### Do this
Give an exact copy of every line, leaving images out.

-- start of Raw data --

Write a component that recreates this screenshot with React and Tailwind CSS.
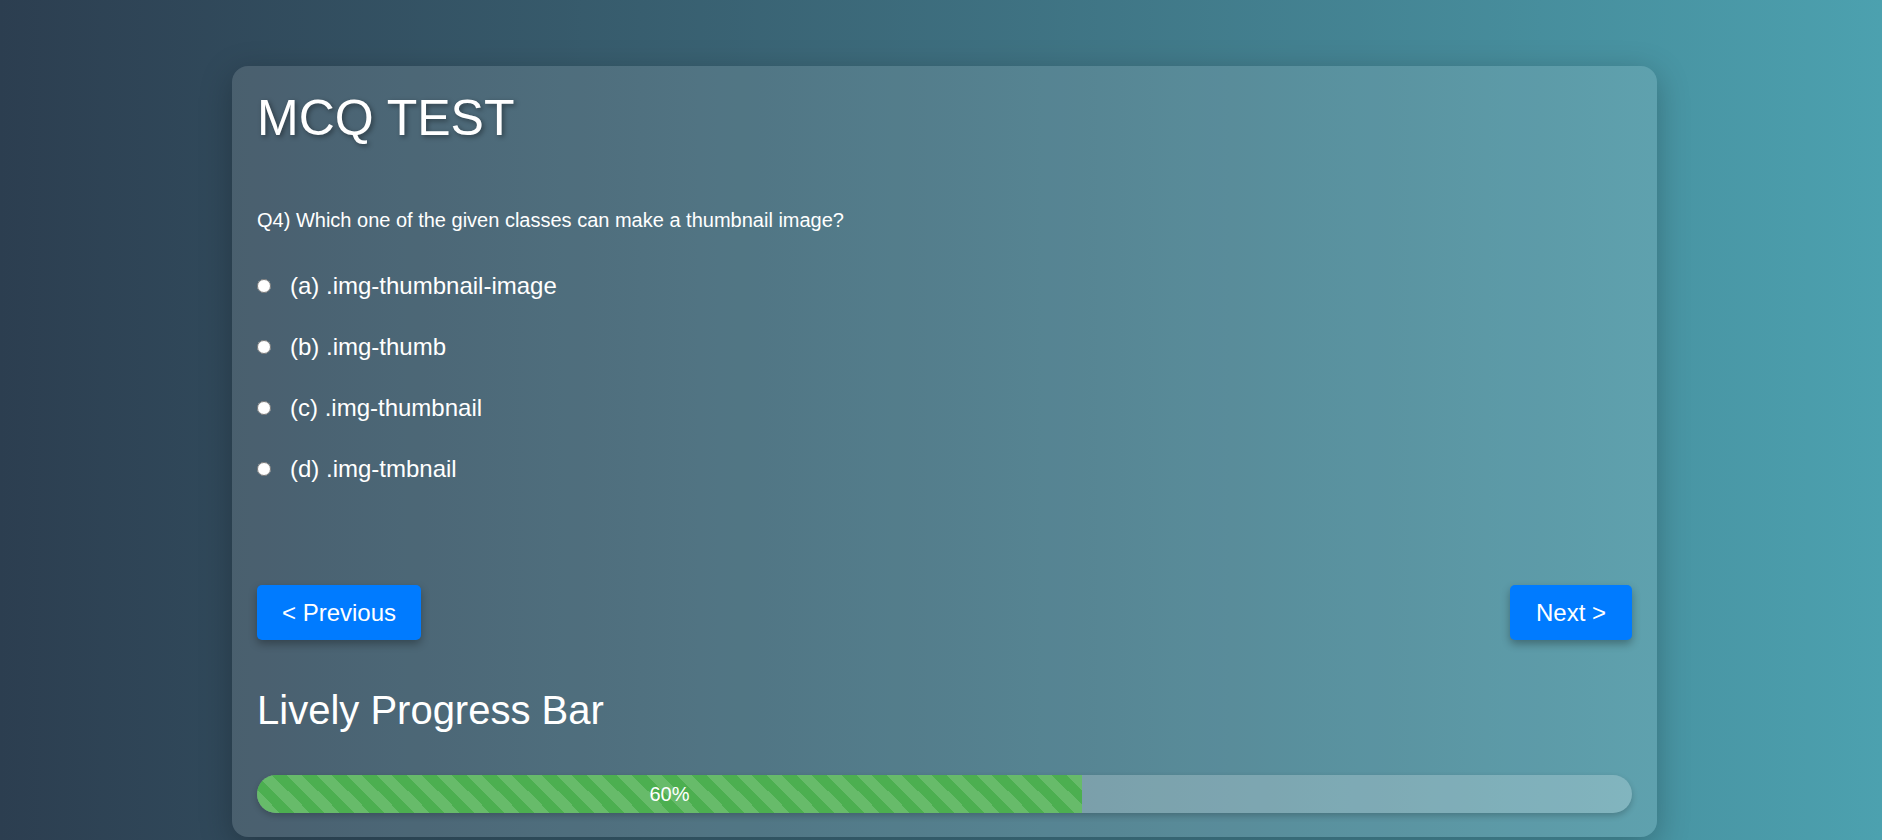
import React, { useState } from 'react';

const options = [
  { key: 'a', label: '(a) .img-thumbnail-image' },
  { key: 'b', label: '(b) .img-thumb' },
  { key: 'c', label: '(c) .img-thumbnail' },
  { key: 'd', label: '(d) .img-tmbnail' }
];

const stripes = {
  backgroundImage:
    'linear-gradient(45deg, rgba(255,255,255,0.15) 25%, transparent 25%, transparent 50%, rgba(255,255,255,0.15) 50%, rgba(255,255,255,0.15) 75%, transparent 75%, transparent)',
  backgroundSize: '30px 30px'
};

const App = () => {
  const [answer, setAnswer] = useState('');
  const progress = 60;

  return (
    <div className="min-h-screen w-full bg-gradient-to-r from-[#2c3e50] to-[#4ca1af] pt-[66px] font-['Liberation_Sans',Arial,sans-serif] text-white">
      <div className="ml-[232px] w-[1425px] rounded-[16px] bg-white/[0.12] px-[25px] pt-[24px] pb-[24px] shadow-[0_8px_32px_rgba(0,0,0,0.25)]">
        <h1 className="text-[50px] leading-[57px] [text-shadow:2px_2px_5px_rgba(0,0,0,0.4)]">MCQ TEST</h1>

        {/* Question */}
        <p className="mt-[62px] text-[20px] leading-[23px]">
          Q4) Which one of the given classes can make a thumbnail image?
        </p>

        <div className="mt-[40px] flex flex-col gap-[33px]">
          {options.map(o => (
            <label key={o.key} className="flex h-[28px] cursor-pointer items-center gap-[19px]">
              <input
                type="radio"
                name="answer"
                value={o.key}
                checked={answer === o.key}
                onChange={() => setAnswer(o.key)}
                className="m-0 h-[14px] w-[14px]"
              />
              <span className="text-[24px] leading-[28px]">{o.label}</span>
            </label>
          ))}
        </div>

        {/* Navigation */}
        <div className="mt-[102px] flex justify-between">
          <button className="h-[55px] rounded-[5px] bg-[#007bff] px-[25px] text-[24px] text-white shadow-[0_4px_8px_rgba(0,0,0,0.3)]">
            &lt; Previous
          </button>
          <button className="h-[55px] rounded-[5px] bg-[#007bff] px-[26px] text-[24px] text-white shadow-[0_4px_8px_rgba(0,0,0,0.3)]">
            Next &gt;
          </button>
        </div>

        <h2 className="mt-[47px] text-[40px] leading-[46px]">Lively Progress Bar</h2>

        <div className="mt-[42px] h-[38px] w-full overflow-hidden rounded-full bg-white/[0.22] shadow-[0_3px_6px_rgba(0,0,0,0.2)]">
          <div
            className="flex h-full items-center justify-center bg-[#4caf50] text-[20px]"
            style={{ width: `${progress}%`, ...stripes }}
          >
            {progress}%
          </div>
        </div>
      </div>
    </div>
  );
};

export default App;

-- end of Raw data --

### Finished answer
Write a component that recreates this screenshot with React and Tailwind CSS.
import React, { useState } from 'react';

const options = [
  { key: 'a', label: '(a) .img-thumbnail-image' },
  { key: 'b', label: '(b) .img-thumb' },
  { key: 'c', label: '(c) .img-thumbnail' },
  { key: 'd', label: '(d) .img-tmbnail' }
];

const stripes = {
  backgroundImage:
    'linear-gradient(45deg, rgba(255,255,255,0.15) 25%, transparent 25%, transparent 50%, rgba(255,255,255,0.15) 50%, rgba(255,255,255,0.15) 75%, transparent 75%, transparent)',
  backgroundSize: '30px 30px'
};

const App = () => {
  const [answer, setAnswer] = useState('');
  const progress = 60;

  return (
    <div className="min-h-screen w-full bg-gradient-to-r from-[#2c3e50] to-[#4ca1af] pt-[66px] font-['Liberation_Sans',Arial,sans-serif] text-white">
      <div className="ml-[232px] w-[1425px] rounded-[16px] bg-white/[0.12] px-[25px] pt-[24px] pb-[24px] shadow-[0_8px_32px_rgba(0,0,0,0.25)]">
        <h1 className="text-[50px] leading-[57px] [text-shadow:2px_2px_5px_rgba(0,0,0,0.4)]">MCQ TEST</h1>

        {/* Question */}
        <p className="mt-[62px] text-[20px] leading-[23px]">
          Q4) Which one of the given classes can make a thumbnail image?
        </p>

        <div className="mt-[40px] flex flex-col gap-[33px]">
          {options.map(o => (
            <label key={o.key} className="flex h-[28px] cursor-pointer items-center gap-[19px]">
              <input
                type="radio"
                name="answer"
                value={o.key}
                checked={answer === o.key}
                onChange={() => setAnswer(o.key)}
                className="m-0 h-[14px] w-[14px]"
              />
              <span className="text-[24px] leading-[28px]">{o.label}</span>
            </label>
          ))}
        </div>

        {/* Navigation */}
        <div className="mt-[102px] flex justify-between">
          <button className="h-[55px] rounded-[5px] bg-[#007bff] px-[25px] text-[24px] text-white shadow-[0_4px_8px_rgba(0,0,0,0.3)]">
            &lt; Previous
          </button>
          <button className="h-[55px] rounded-[5px] bg-[#007bff] px-[26px] text-[24px] text-white shadow-[0_4px_8px_rgba(0,0,0,0.3)]">
            Next &gt;
          </button>
        </div>

        <h2 className="mt-[47px] text-[40px] leading-[46px]">Lively Progress Bar</h2>

        <div className="mt-[42px] h-[38px] w-full overflow-hidden rounded-full bg-white/[0.22] shadow-[0_3px_6px_rgba(0,0,0,0.2)]">
          <div
            className="flex h-full items-center justify-center bg-[#4caf50] text-[20px]"
            style={{ width: `${progress}%`, ...stripes }}
          >
            {progress}%
          </div>
        </div>
      </div>
    </div>
  );
};

export default App;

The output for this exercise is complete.